# Problem to solve:
Give the listing again exactly, omitting its images.
____________
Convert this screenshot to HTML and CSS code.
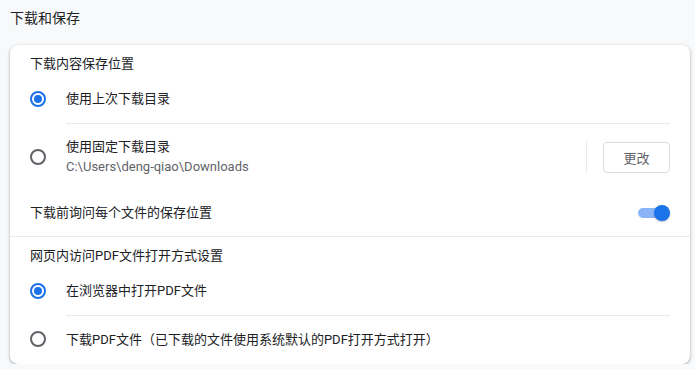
FILE: index.html
```html
<!DOCTYPE html>
<html lang="zh-CN">
<head>
<meta charset="utf-8">
<link rel="stylesheet" href="styles.css">
</head>
<body>
<div class="page">
  <h1 class="title">下载和保存</h1>
  <div class="card">
    <div class="section-head">下载内容保存位置</div>
    <div class="radio-row">
      <span class="radio checked"></span>
      <div class="label">使用上次下载目录</div>
    </div>
    <div class="radio-row tall">
      <span class="radio"></span>
      <div class="label sep">
        <div class="label-text">
          <div>使用固定下载目录</div>
          <div class="sub">C:\Users\deng-qiao\Downloads</div>
        </div>
        <div class="vsep"></div>
        <button class="btn">更改</button>
      </div>
    </div>
    <div class="toggle-row">
      <div class="toggle-label">下载前询问每个文件的保存位置</div>
      <span class="toggle"><span class="knob"></span></span>
    </div>
    <div class="section-head second">网页内访问PDF文件打开方式设置</div>
    <div class="radio-row">
      <span class="radio checked"></span>
      <div class="label">在浏览器中打开PDF文件</div>
    </div>
    <div class="radio-row">
      <span class="radio"></span>
      <div class="label sep">下载PDF文件（已下载的文件使用系统默认的PDF打开方式打开）</div>
    </div>
  </div>
</div>
</body>
</html>
```

FILE: styles.css
```css
html, body {
  margin: 0;
  padding: 0;
  background: #f8f9fa;
}
body {
  font-family: Roboto, "Noto Sans CJK SC", sans-serif;
  color: #202124;
  font-size: 13px;
}
.page {
  padding: 0 5px 0 10px;
}
.title {
  margin: 0;
  font-size: 14px;
  font-weight: 400;
  line-height: 20px;
  padding-top: 8px;
  height: 45px;
  box-sizing: border-box;
}
.card {
  background: #fff;
  border-radius: 8px;
  box-shadow: 0 1px 2px rgba(60,64,67,.3), 0 1px 3px 1px rgba(60,64,67,.15);
  padding-bottom: 1px;
}
.section-head {
  padding: 9px 20px 0 20px;
  line-height: 20px;
  height: 30px;
  box-sizing: border-box;
}
.section-head.second {
  border-top: 1px solid #e8eaed;
  height: 31px;
}
.radio-row {
  display: flex;
  align-items: stretch;
  padding: 0 20px;
  height: 48px;
}
.radio-row.tall {
  height: 67px;
}
.radio {
  flex: none;
  width: 16px;
  height: 16px;
  box-sizing: border-box;
  border: 2px solid #5f6368;
  border-radius: 50%;
  align-self: center;
  margin-right: 20px;
  display: flex;
  align-items: center;
  justify-content: center;
}
.radio.checked {
  border-color: #1a73e8;
}
.radio.checked::after {
  content: "";
  width: 8px;
  height: 8px;
  border-radius: 50%;
  background: #1a73e8;
}
.label {
  flex: 1;
  display: flex;
  align-items: center;
  line-height: 20px;
}
.label.sep {
  border-top: 1px solid #e8eaed;
}
.label-text {
  flex: 1;
}
.sub {
  color: #5f6368;
  font-size: 13px;
}
.vsep {
  width: 1px;
  height: 32px;
  background: #e8eaed;
  margin-right: 16px;
}
.btn {
  width: 67px;
  height: 31px;
  background: #fff;
  border: 1px solid #dadce0;
  border-radius: 4px;
  font-family: "Noto Sans CJK SC", sans-serif;
  font-size: 13px;
  color: #5f6368;
  padding: 0;
}
.toggle-row {
  display: flex;
  align-items: center;
  justify-content: space-between;
  padding: 0 20px;
  height: 46px;
  line-height: 20px;
}
.toggle {
  position: relative;
  width: 28px;
  height: 10px;
  border-radius: 5px;
  background: #8ab4f8;
  margin-right: 4px;
}
.knob {
  position: absolute;
  right: -4px;
  top: -3px;
  width: 16px;
  height: 16px;
  border-radius: 50%;
  background: #1a73e8;
  box-shadow: 0 1px 2px rgba(0,0,0,.25);
}
```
____________
# Exercise result:
Convert this screenshot to HTML and CSS code.
FILE: index.html
```html
<!DOCTYPE html>
<html lang="zh-CN">
<head>
<meta charset="utf-8">
<link rel="stylesheet" href="styles.css">
</head>
<body>
<div class="page">
  <h1 class="title">下载和保存</h1>
  <div class="card">
    <div class="section-head">下载内容保存位置</div>
    <div class="radio-row">
      <span class="radio checked"></span>
      <div class="label">使用上次下载目录</div>
    </div>
    <div class="radio-row tall">
      <span class="radio"></span>
      <div class="label sep">
        <div class="label-text">
          <div>使用固定下载目录</div>
          <div class="sub">C:\Users\deng-qiao\Downloads</div>
        </div>
        <div class="vsep"></div>
        <button class="btn">更改</button>
      </div>
    </div>
    <div class="toggle-row">
      <div class="toggle-label">下载前询问每个文件的保存位置</div>
      <span class="toggle"><span class="knob"></span></span>
    </div>
    <div class="section-head second">网页内访问PDF文件打开方式设置</div>
    <div class="radio-row">
      <span class="radio checked"></span>
      <div class="label">在浏览器中打开PDF文件</div>
    </div>
    <div class="radio-row">
      <span class="radio"></span>
      <div class="label sep">下载PDF文件（已下载的文件使用系统默认的PDF打开方式打开）</div>
    </div>
  </div>
</div>
</body>
</html>
```

FILE: styles.css
```css
html, body {
  margin: 0;
  padding: 0;
  background: #f8f9fa;
}
body {
  font-family: Roboto, "Noto Sans CJK SC", sans-serif;
  color: #202124;
  font-size: 13px;
}
.page {
  padding: 0 5px 0 10px;
}
.title {
  margin: 0;
  font-size: 14px;
  font-weight: 400;
  line-height: 20px;
  padding-top: 8px;
  height: 45px;
  box-sizing: border-box;
}
.card {
  background: #fff;
  border-radius: 8px;
  box-shadow: 0 1px 2px rgba(60,64,67,.3), 0 1px 3px 1px rgba(60,64,67,.15);
  padding-bottom: 1px;
}
.section-head {
  padding: 9px 20px 0 20px;
  line-height: 20px;
  height: 30px;
  box-sizing: border-box;
}
.section-head.second {
  border-top: 1px solid #e8eaed;
  height: 31px;
}
.radio-row {
  display: flex;
  align-items: stretch;
  padding: 0 20px;
  height: 48px;
}
.radio-row.tall {
  height: 67px;
}
.radio {
  flex: none;
  width: 16px;
  height: 16px;
  box-sizing: border-box;
  border: 2px solid #5f6368;
  border-radius: 50%;
  align-self: center;
  margin-right: 20px;
  display: flex;
  align-items: center;
  justify-content: center;
}
.radio.checked {
  border-color: #1a73e8;
}
.radio.checked::after {
  content: "";
  width: 8px;
  height: 8px;
  border-radius: 50%;
  background: #1a73e8;
}
.label {
  flex: 1;
  display: flex;
  align-items: center;
  line-height: 20px;
}
.label.sep {
  border-top: 1px solid #e8eaed;
}
.label-text {
  flex: 1;
}
.sub {
  color: #5f6368;
  font-size: 13px;
}
.vsep {
  width: 1px;
  height: 32px;
  background: #e8eaed;
  margin-right: 16px;
}
.btn {
  width: 67px;
  height: 31px;
  background: #fff;
  border: 1px solid #dadce0;
  border-radius: 4px;
  font-family: "Noto Sans CJK SC", sans-serif;
  font-size: 13px;
  color: #5f6368;
  padding: 0;
}
.toggle-row {
  display: flex;
  align-items: center;
  justify-content: space-between;
  padding: 0 20px;
  height: 46px;
  line-height: 20px;
}
.toggle {
  position: relative;
  width: 28px;
  height: 10px;
  border-radius: 5px;
  background: #8ab4f8;
  margin-right: 4px;
}
.knob {
  position: absolute;
  right: -4px;
  top: -3px;
  width: 16px;
  height: 16px;
  border-radius: 50%;
  background: #1a73e8;
  box-shadow: 0 1px 2px rgba(0,0,0,.25);
}
```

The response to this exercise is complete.